# Graka zu heiß



## ShutUpCrime (21. Februar 2013)

*Graka zu heiß*

Hallo!

Habe eine ASUS HD7950-DC2T-3GD5, AMD Radeon HD 7950, 3GB, PCI- Express.
Die Karte wird viel zu schnell viel zu heiß, bei den einfachsten dingen. 
Beim Unigine Valley Benchmark 1.0 wird die Karte innerhalb von 2 Sek. 75° heiß, und das bei den niedrigsten Einstellungen, das kann nicht richtig sein.
Treiber ist aktuell.

Kann jemand weiter helfen? 

Danke


----------



## Chemenu (21. Februar 2013)

Und wie weit steigt die Temperatur dann an? Über 90°?
Wie hoch ist die Lüfter-Drehzahl dabei?


----------



## ShutUpCrime (21. Februar 2013)

Bei Basic-Einstellungen geht die Temperatur locker über 90°, würde ich nicht vorher abbrechen über 100°.
Die Drehzahl ist auch bei niedrigsten Einstellungen 90 - 100%.


----------



## Worrel (21. Februar 2013)

ShutUpCrime schrieb:


> Die Karte wird viel zu schnell viel zu heiß, bei den einfachsten dingen.
> Beim Unigine Valley Benchmark


Hier liegt ein Verständnis Problem vor:
Ein Grafikkarten Benchmark gehört nicht zu den "einfachsten Dingen", sondern ist Schwerstarbeit für die Grafikkarte. Logisch, daß die dabei heiß wird.
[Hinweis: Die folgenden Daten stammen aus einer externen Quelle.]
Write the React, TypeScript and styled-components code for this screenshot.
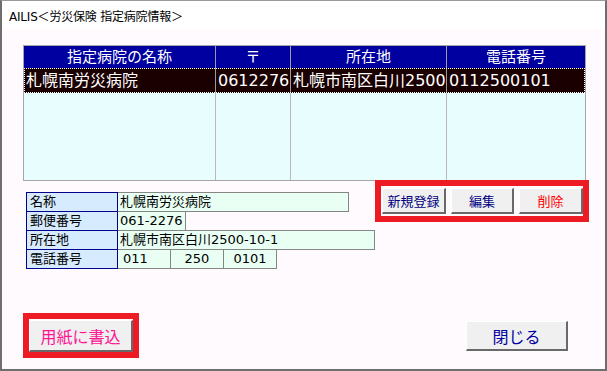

> ... wird die Karte innerhalb von 2 Sek. 75° heiß, und das bei den niedrigsten Einstellungen, das kann nicht richtig sein.


 Doch:
(sind zwar andere Karten, aber an der generellen Betriebstemperatur von Grafikkarten hat sich eigtl. nichts geändert)

Da liegst du mit 75° noch im unteren Drittel. 
Gedanken machen à la _"Da läuft was falsch, oder?" _lohnt sich ab 90°.
Man kann natürlich vorsorglich zusätzliche Kühler einbauen. Je niedriger die Temperatur, desto größer schließlich die Lebensdauer.


----------



## Chemenu (21. Februar 2013)

Laut div. Reviews sollte die Karte nicht wesentlich wärmer als 60° C werden. Dies hängt natürlich auch von der Gehäuse-Größe und allg. Kühlung im Gehäuse sowie der Umgebungstemperatur ab. Ich gehe jetzt einfach mal davon aus dass Du nicht grad in der Mojave-Wüste wohnst. 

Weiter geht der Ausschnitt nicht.